At the age of 40, Tom Brady will march on to the field in Minneapolis on Sunday night, wearing the familiar Number 12 on his white uniform, and attempt to win his sixth Super Bowl.
Let the numbers sink in - he is trying to win his SIXTH Super Bowl ring. Forty years old.
It says here that it's not going to happen.
If given a ballot to vote for the Greatest of All Time, this typist would have Brady at the absolute top of the list.
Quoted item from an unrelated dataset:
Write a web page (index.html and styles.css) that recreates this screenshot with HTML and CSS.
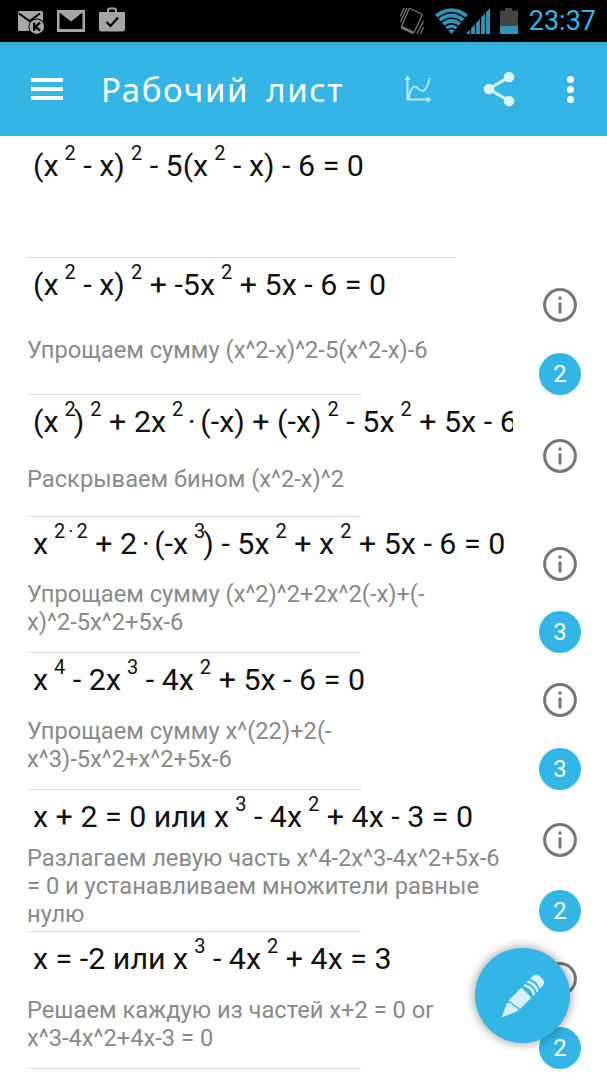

However, nobody can hold off the pursuit of time, and Brady will have an even greater problem when a guy named Fletcher Cox and his mates try to make him feel every bit of 40 years old once the Super Bowl starts on Sunday night.
The Patriots will enter the game as favorites against the Eagles, a credit mostly to the resume and reputations of Brady, coach Bill Belichick and tight end Rob Gronkowski.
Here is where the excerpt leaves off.